The fundamental resilience pattern is reducing dependence on live API calls.

  • Build-time caching (the Jamstack approach): For static marketing pages, all content is pulled during the build process and stored as static files (HTML, JSON). If the CMS goes down, the site remains live, served from a CDN. This is the strongest form of resilience for read-only content.
  • Edge caching (CDN Layer): Use your CDN (Cloudflare, Akamai, etc.) to aggressively cache responses from your server-side rendered (SSR) endpoints. Set appropriate Cache-Control headers. If the application server fails to retrieve new content from the CMS, the CDN can still serve the last good response for a predefined TTL (e.g., 5-10 minutes).
  • Application-level caching: Implement an in-memory or external cache (like Redis) within your application layer to store recently accessed content queries. This mitigates latency issues and reduces the load on the CMS API, especially for common queries such as navigation menus or site settings.

2. The content fallback mechanism (the cache-first principle)

For SSR or client-side rendered applications, a direct API call to the CMS is still necessary for dynamic content. You must implement a failover sequence:

  • Try CMS API: Attempt the primary API call with a short, aggressive timeout (e.g., 500ms).
  • Failover to local cache: If the API call fails or times out, immediately query your local application cache (e.g., Redis).
  • Serve stale content: If the cache is hit, serve the (potentially stale) content immediately with a visual warning (e.g., a banner indicating content might be slightly outdated).
  • Serve hard-coded placeholder: If all else fails, serve a hard-coded or local JSON fallback. This is a "safety net" to prevent an entire page section from disappearing or throwing an unhandled error.

3. Asynchronous build & deployment

Decouple the content deployment process from the primary build system.

  • Webhook resilience: Ensure your webhooks are idempotent (running the same operation twice yields the same result) and implement a retry mechanism. If your application or build server is temporarily down when the CMS publishes content, the build process must be scheduled to try again later.
  • Scheduled "Heartbeat" builds: Supplement event-driven builds with a regularly scheduled full rebuild (e.g., every 6 hours). This ensures that any missed webhooks or content errors are eventually corrected, refreshing the content regardless of the event system's reliability.

Operational Practices: Monitoring and Disaster Recovery

Architecture handles the failure; operations handles the recovery and prevention.

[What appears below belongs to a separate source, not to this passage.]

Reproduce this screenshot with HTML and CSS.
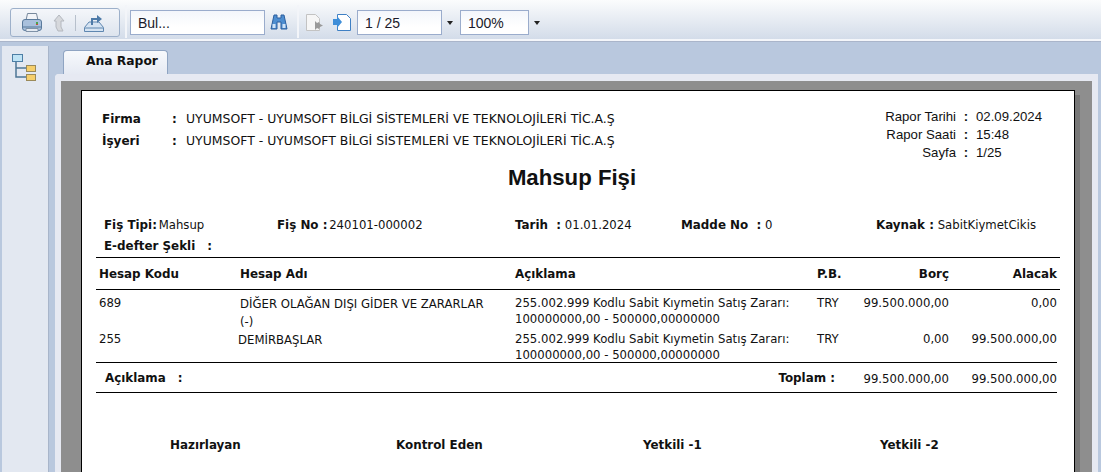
FILE: index.html
```html
<!DOCTYPE html>
<html lang="en">
<head>
    <meta charset="UTF-8">
    <title>Mahsup Fişi</title>
    <link rel="stylesheet" href="styles.css">
</head>
<body>
    <div class="toolbar">
        <div class="btn-group">
            <svg class="icon" width="22" height="22" viewBox="0 0 22 22">
                <path d="M6.500 1.500h9l1.500 7H5z" fill="#f2f4f8" stroke="#77889c"/>
                <path d="M1.500 10q0-2.500 2.500-2.500h14q2.500 0 2.500 2.500v6q0 2.500-2.500 2.500H4q-2.500 0-2.500-2.500z" fill="#a9c0dc" stroke="#5a7a9c"/>
                <path d="M2 14h18v2H2z" fill="#7f9cbb"/>
                <path d="M5 16.500h12v3H5z" fill="#e4eaf2" stroke="#7f92a8"/>
                <rect x="15" y="10" width="2" height="2" fill="#4aa34a"/>
                <rect x="15" y="12" width="2" height="1" fill="#c94a3b"/>
            </svg>
            <svg class="icon" width="16" height="20" viewBox="0 0 16 20">
                <path d="M8 2l5 6h-3v6l2 4H7l-2-4V8H3z" fill="#d6d8dc" stroke="#b4b8bf"/>
            </svg>
            <span class="btn-sep"></span>
            <svg class="icon" width="22" height="22" viewBox="0 0 22 22">
                <path d="M1.500 15.500L6 10h10l4.500 5.500v4h-19z" fill="#d5e3f2" stroke="#5f87b0"/>
                <path d="M2 16h18" stroke="#5f87b0"/>
                <path d="M9 13V7h6" fill="none" stroke="#4d7aa8" stroke-width="2"/>
                <path d="M14 3l5 4-5 4z" fill="#4d7aa8"/>
            </svg>
        </div>
        <span class="tool-sep"></span>
        <div class="field find-field">Bul...</div>
        <svg class="icon binoculars" width="18" height="17" viewBox="0 0 18 17">
            <path d="M4 1h3v3h4V1h3l3 14h-6V8H7v7H1z" fill="#4e8ed0" stroke="#2c5f9e"/>
            <rect x="2.500" y="10" width="3" height="4" fill="#cfe2f6"/>
            <rect x="12.500" y="10" width="3" height="4" fill="#cfe2f6"/>
        </svg>
        <span class="tool-sep second"></span>
        <svg class="icon prev-page" width="19" height="19" viewBox="0 0 19 19">
            <path d="M1.500 1.500h9l4 4v12h-13z" fill="#f6f6f6" stroke="#c3c3c3"/>
            <path d="M10 8l2 2 2-1 1 2 3 1.500-3 1.500-1 2-2-1-2 2z" fill="#9a9a9a"/>
        </svg>
        <svg class="icon next-page" width="20" height="19" viewBox="0 0 20 19">
            <path d="M5.500 1.500h9l4 4v12h-13z" fill="#fff" stroke="#3f80c4"/>
            <path d="M1 6h4V3l5 6-5 6v-3H1z" fill="#3f8ed8"/>
        </svg>
        <div class="field page-field">1 / 25</div>
        <span class="caret"></span>
        <div class="field zoom-field">100%</div>
        <span class="caret"></span>
    </div>

    <div class="workspace">
        <aside class="sidebar">
            <svg width="26" height="28" viewBox="0 0 26 28">
                <path d="M5 9v15h10M5 15h10" fill="none" stroke="#4d7595" stroke-width="1.500"/>
                <rect x="1.500" y="1.500" width="10" height="7" fill="#bfe3f5" stroke="#4d7ea5"/>
                <rect x="15.500" y="12.500" width="9" height="6" fill="#f6cf6c" stroke="#9b8a5a"/>
                <rect x="15.500" y="21.500" width="9" height="6" fill="#f6cf6c" stroke="#9b8a5a"/>
            </svg>
        </aside>

        <div class="viewer">
            <div class="tab">Ana Rapor</div>
            <div class="panel">
                <div class="paper">
                    <div class="head">
                        <div class="firm">
                            <div class="firm-row"><b>Firma</b><b class="firm-colon">:</b><span>UYUMSOFT - UYUMSOFT BİLGİ SİSTEMLERİ VE TEKNOLOJİLERİ TİC.A.Ş</span></div>
                            <div class="firm-row"><b>İşyeri</b><b class="firm-colon">:</b><span>UYUMSOFT - UYUMSOFT BİLGİ SİSTEMLERİ VE TEKNOLOJİLERİ TİC.A.Ş</span></div>
                        </div>
                        <div class="report-info">
                            <span class="info-label">Rapor Tarihi</span><b>:</b><span>02.09.2024</span>
                            <span class="info-label">Rapor Saati</span><b>:</b><span>15:48</span>
                            <span class="info-label">Sayfa</span><b>:</b><span>1/25</span>
                        </div>
                    </div>

                    <h1>Mahsup Fişi</h1>

                    <div class="meta">
                        <div><b>Fiş Tipi:</b> <span class="pull-val">Mahsup</span></div>
                        <div><b>Fiş No :</b> <span class="pull-val">240101-000002</span></div>
                        <div><b>Tarih &nbsp;:</b> 01.01.2024</div>
                        <div><b>Madde No &nbsp;:</b> 0</div>
                        <div><b>Kaynak :</b> SabitKiymetCikis</div>
                    </div>
                    <div class="ledger-type"><b>E-defter Şekli</b><b class="light-colon">:</b></div>

                    <div class="grid-row grid-head">
                        <div>Hesap Kodu</div>
                        <div>Hesap Adı</div>
                        <div>Açıklama</div>
                        <div>P.B.</div>
                        <div class="num">Borç</div>
                        <div class="num">Alacak</div>
                    </div>
                    <div class="grid-row line">
                        <div>689</div>
                        <div class="acct-name">DİĞER OLAĞAN DIŞI GİDER VE ZARARLAR (-)</div>
                        <div>255.002.999 Kodlu Sabit Kıymetin Satış Zararı: 100000000,00 - 500000,00000000</div>
                        <div>TRY</div>
                        <div class="num">99.500.000,00</div>
                        <div class="num">0,00</div>
                    </div>
                    <div class="grid-row line">
                        <div>255</div>
                        <div class="acct-name second-name">DEMİRBAŞLAR</div>
                        <div>255.002.999 Kodlu Sabit Kıymetin Satış Zararı: 100000000,00 - 500000,00000000</div>
                        <div>TRY</div>
                        <div class="num">0,00</div>
                        <div class="num">99.500.000,00</div>
                    </div>

                    <div class="totals">
                        <b class="note">Açıklama</b><b class="light-colon">:</b>
                        <b class="total-label">Toplam :</b>
                        <span class="total-val">99.500.000,00</span>
                        <span class="total-val">99.500.000,00</span>
                    </div>

                    <div class="signers">
                        <b>Hazırlayan</b>
                        <b>Kontrol Eden</b>
                        <b>Yetkili -1</b>
                        <b>Yetkili -2</b>
                    </div>
                </div>
            </div>
        </div>
    </div>
</body>
</html>
```

FILE: styles.css
```css
html, body {
    margin: 0;
    height: 472px;
    overflow: hidden;
}

body {
    background-color: #b9c8de;
    font-family: "DejaVu Sans", sans-serif;
    font-size: 11.700px;
    color: #111;
    display: flex;
    flex-direction: column;
}

b, .grid-head {
    font-size: 11.900px;
}

/* Toolbar */
.toolbar {
    height: 41px;
    box-sizing: border-box;
    padding: 8px 0 0 10px;
    display: flex;
    align-items: flex-start;
    background: linear-gradient(#fbfcfd, #d3dce9);
    border-bottom: 2px solid #f4f6fa;
    box-shadow: 0 1px 0 #aab5ca;
    font-family: "Liberation Sans", sans-serif;
    font-size: 14px;
    flex-shrink: 0;
}

.btn-group {
    width: 110px;
    height: 29px;
    box-sizing: border-box;
    border: 1px solid #9db0ca;
    border-radius: 3px;
    background: linear-gradient(#f4f6fa, #dde4ee);
    display: flex;
    align-items: center;
    padding-left: 10px;
    gap: 8px;
}

.btn-sep {
    width: 1px;
    height: 16px;
    background-color: #b7c0cc;
    margin-right: -1px;
}

.tool-sep {
    width: 2px;
    height: 33px;
    margin: -3px 4px 0 5px;
    background-color: #f3f5f9;
}

.tool-sep.second {
    margin-left: 9px;
    margin-right: 6px;
}

.field {
    height: 25px;
    box-sizing: border-box;
    border: 1px solid #9aaccc;
    background: linear-gradient(#f3f6fb, #fff 70%);
    padding: 4px 0 0 7px;
    line-height: 16px;
    color: #1a1a2a;
    margin-top: 2px;
}

.find-field {
    width: 135px;
    margin-left: -1px;
}

.page-field {
    width: 85px;
}

.zoom-field {
    width: 69px;
}

.icon {
    display: block;
    flex-shrink: 0;
}

.binoculars {
    margin: 6px 0 0 5px;
}

.prev-page {
    margin: 5px 0 0 0;
}

.next-page {
    margin: 5px 5px 0 8px;
}

.caret {
    width: 0;
    height: 0;
    margin: 13px 7px 0 5px;
    border-left: 3.500px solid transparent;
    border-right: 3.500px solid transparent;
    border-top: 4px solid #222;
}

/* Main area */
.workspace {
    flex: 1;
    display: flex;
    margin-top: 3px;
    min-height: 0;
}

.sidebar {
    width: 47px;
    margin: 2px 0 0 2px;
    box-sizing: border-box;
    background-color: #e3e8f1;
    border-right: 1px solid #a8b5ca;
    padding: 7px 0 0 9px;
}

.viewer {
    flex: 1;
    margin: 6px 0 0 6px;
    min-width: 0;
}

.tab {
    width: 105px;
    height: 24px;
    margin-left: 8px;
    box-sizing: border-box;
    background: linear-gradient(#f7f9fc, #e6eaf3);
    border: 1px solid #8fa4c2;
    border-bottom: none;
    border-radius: 4px 4px 0 0;
    padding: 2px 0 0 22px;
    font-weight: bold;
    font-size: 12.300px;
    line-height: 16px;
}

.panel {
    width: 1043px;
    height: 400px;
    box-sizing: border-box;
    background-color: #8e8e8e;
    border-style: solid;
    border-color: #e6e9f2;
    border-width: 7px 6px 0 6px;
    border-radius: 4px 0 0 0;
    padding: 9px 0 0 20px;
}

.paper {
    width: 994px;
    height: 400px;
    box-sizing: border-box;
    background-color: #fff;
    border: 1px solid #000;
    box-shadow: 5px 5px 0 #777;
    padding: 18px 0 0 14px;
}

/* Report header */
.head {
    display: flex;
    height: 56px;
}

.firm {
    width: 768px;
    padding: 0 0 0 6px;
}

.firm-row {
    display: flex;
    height: 22px;
    line-height: 20px;
    font-size: 12.450px;
    white-space: nowrap;
}

.firm-row b:first-child {
    width: 70px;
    font-size: 12px;
}

.firm-colon {
    width: 14px;
    font-size: 12px;
}

.report-info {
    display: grid;
    grid-template-columns: 86px 20px auto;
    grid-auto-rows: 18px;
    column-gap: 0;
    font-family: "Liberation Sans", sans-serif;
    font-size: 13.200px;
    line-height: 16px;
    white-space: nowrap;
}

.report-info b {
    text-align: center;
    font-size: 13.200px;
}

.info-label {
    text-align: right;
}

h1 {
    margin: 0;
    height: 45px;
    text-align: center;
    font-family: "Liberation Sans", sans-serif;
    font-size: 22.200px;
    line-height: 26px;
    padding: 0 26px 0 0;
    box-sizing: border-box;
}

/* Voucher fields */
.meta {
    display: grid;
    grid-template-columns: 173px 238px 166px 195px auto;
    padding: 7px 0 0 8px;
    line-height: 16px;
    white-space: nowrap;
}

.pull-val {
    margin-left: -2px;
}

.ledger-type {
    padding: 5px 0 0 8px;
    line-height: 16px;
    height: 19px;
}

.light-colon {
    margin-left: 12px;
}

/* Lines */
.grid-row {
    display: grid;
    grid-template-columns: 141px 275px 302px 30px 102px 108px;
    width: 964px;
    padding-left: 3px;
    box-sizing: border-box;
}

.grid-head {
    border-top: 1px solid #000;
    border-bottom: 1px solid #000;
    height: 33px;
    padding-top: 8px;
    font-weight: bold;
    line-height: 16px;
}

.line {
    line-height: 16px;
    padding-top: 5px;
    height: 36px;
}

.acct-name {
    line-height: 18px;
    padding-right: 22px;
}

.second-name {
    margin-left: -2px;
}

.num {
    text-align: right;
}

.totals {
    width: 961px;
    height: 31px;
    box-sizing: border-box;
    border-top: 1px solid #000;
    border-bottom: 1px solid #000;
    display: flex;
    align-items: center;
    padding-left: 9px;
}

.total-label {
    margin-left: auto;
    margin-right: 6px;
}

.total-val {
    width: 108px;
    text-align: right;
    padding-top: 2px;
}

/* Signatures */
.signers {
    display: grid;
    grid-template-columns: 226px 247px 237px auto;
    padding: 44px 0 0 74px;
    line-height: 16px;
}
```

Practice Description Resilience Benefit
Synthetic Monitoring Run automated, scheduled tests (e.g., every 5 minutes) that simulate content retrieval (e.g., fetching a specific article by ID) Detects authentication failures, content deletion, and high API latency before customers report it
Content Disaster Recovery (DR) Implement a periodic backup of your CMS data (e.g., weekly export of core content as JSON/Markdown) If the CMS vendor experiences catastrophic data loss or long-term outage, you have the source content to migrate to another provider
Automated Rollbacks Ensure your deployment pipeline can quickly revert to the last known good build. For content deployments, this means the ability to switch back to the previous version of the static assets without running a new build Mitigates the impact of "bad content" deployments (e.g., a published component that throws an error)
Content Health Check Endpoint Create a dedicated health check endpoint on your site (e.g., /api/health/content) that checks the connection and responsiveness of the CMS API Allows load balancers and monitoring systems to accurately report system health

Implementation Checklist and Vendor Considerations

Checklist Item Status (Y/N) Notes
Use Build-Time Caching for all static pages Requires a Jamstack framework (Next.js, Gatsby, Hugo, etc.)
Implement Edge Caching on the primary content endpoint Set s-maxage and stale-while-revalidate headers
All content fetching utilizes a Try-Catch Block with a known fallback (local JSON/empty state) Prevents UI crashes when API calls fail
Webhooks include a Retry Mechanism with exponential backoff Ensures content deploys eventually succeed
Synthetic Monitoring checks content retrieval every <10 minutes Proactive failure detection
Authentication tokens are automatically rotated or stored securely via secret manager Mitigates Auth Failure Mode

Conclusion

Ultimately, a Headless CMS is a remote resource, and engineers must treat it as such. By designing systems that assume the CMS API will eventually fail or slow down, you ensure that the end-user experience remains fast, predictable, and resilient, regardless of the third-party dependencies.